In the Golden State, stiff regulations – including environmental-protection laws as well as a licensing process that can leave would-be growers or sellers paying expensive commercial rents for months or even years without any revenue coming in – are also “a really big deal for legal cannabis,” said Daniel Sumner, a distinguished professor at the University of California, Davis, where he chairs the school’s Cannabis Economics Group.
“It’s not like starting a dog-walking business.”
“People tend to emphasize taxes because it’s an easy thing. ‘Oh, reduce taxes from 15% to 10%,’” said Robin Goldstein, the UC Davis Cannabis Economics Group’s director, who with Sumner co-wrote a book-length study, “Can Legal Weed Win?
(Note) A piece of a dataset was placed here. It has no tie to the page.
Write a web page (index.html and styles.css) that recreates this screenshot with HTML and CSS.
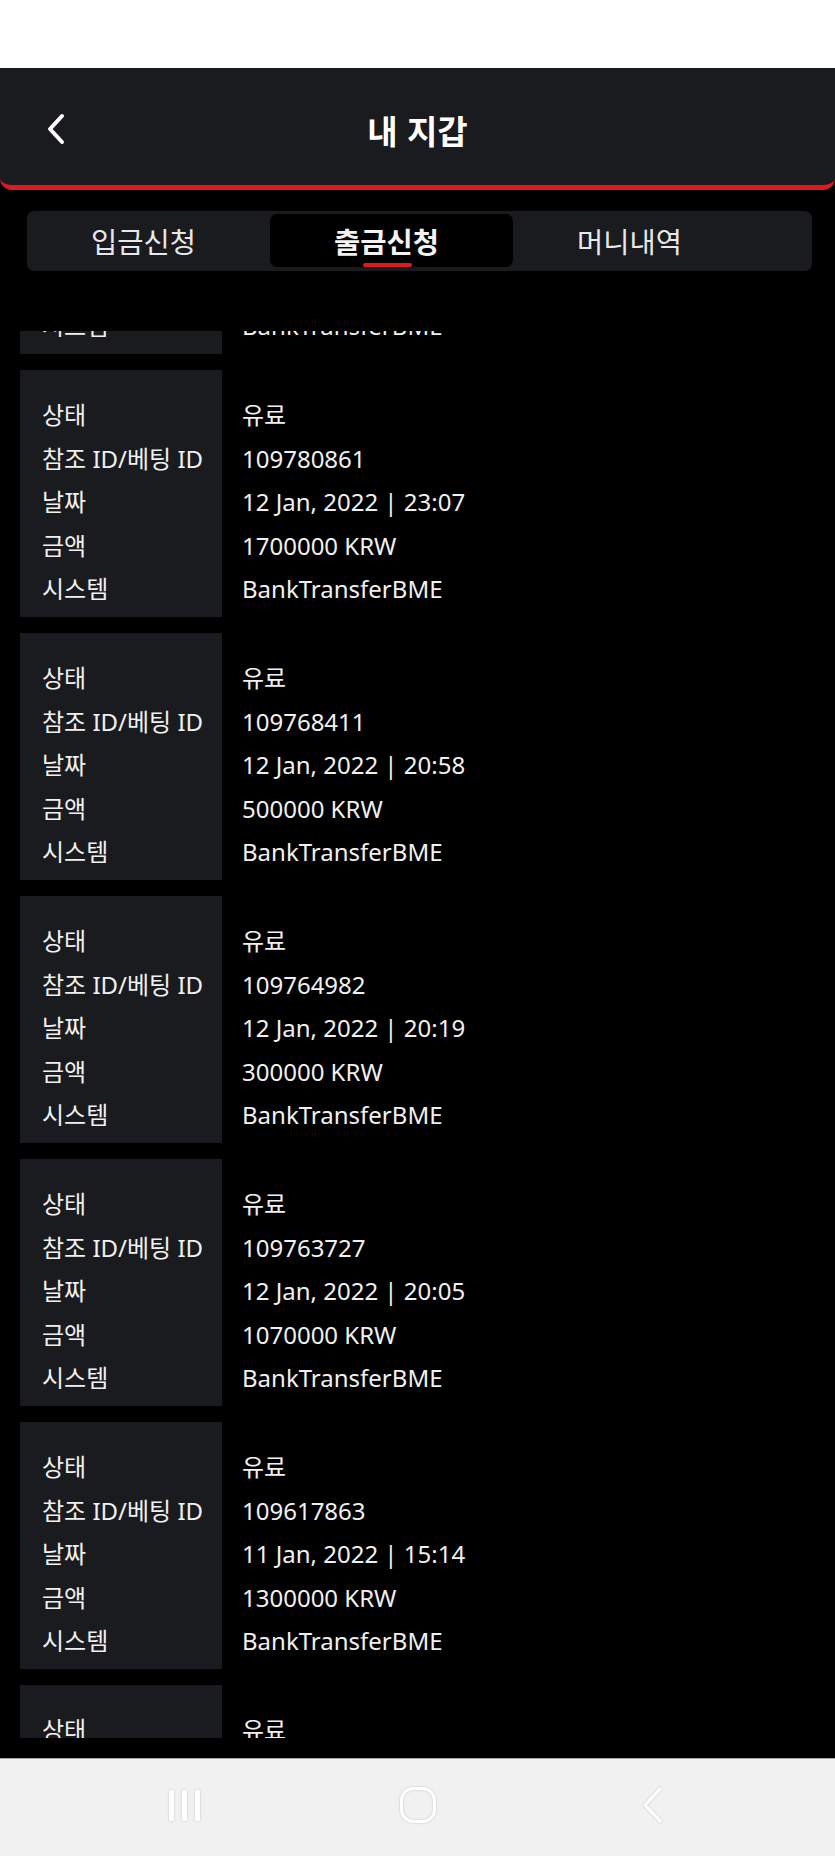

The Blunt Realities of Cannabis Economics,” published last summer.
“But when you put all the taxes together, that’s one small piece of what’s making it hard for legal weed to compete with illegal weed,” he said.
Still, doing away with local taxes “is visible and easy,” Sumner added.
“And the biggest thing about cutting taxes is that it does show, to some degree, that local jurisdictions sort of get it.”
‘Regulate cannabis like kale’
Ultimately, Goldstein argues, if policymakers want legal marijuana to be successful, they would do well to follow models from other stable and profitable industries.
“One thing we talk about is regulating cannabis like kale,” he said.
“If you want your county or your city to have the best benefit of reaping benefits in terms of jobs, regulate the industry like you do other prosperous sectors of the economy – which is to say like a normal agricultural product.
“The idea that you have to set up a special system for cannabis, with special stores that can sell nothing else, on top of all this other stuff you’re piling on top of it, is really not learning from the lessons of what’s succeeded in other industries.”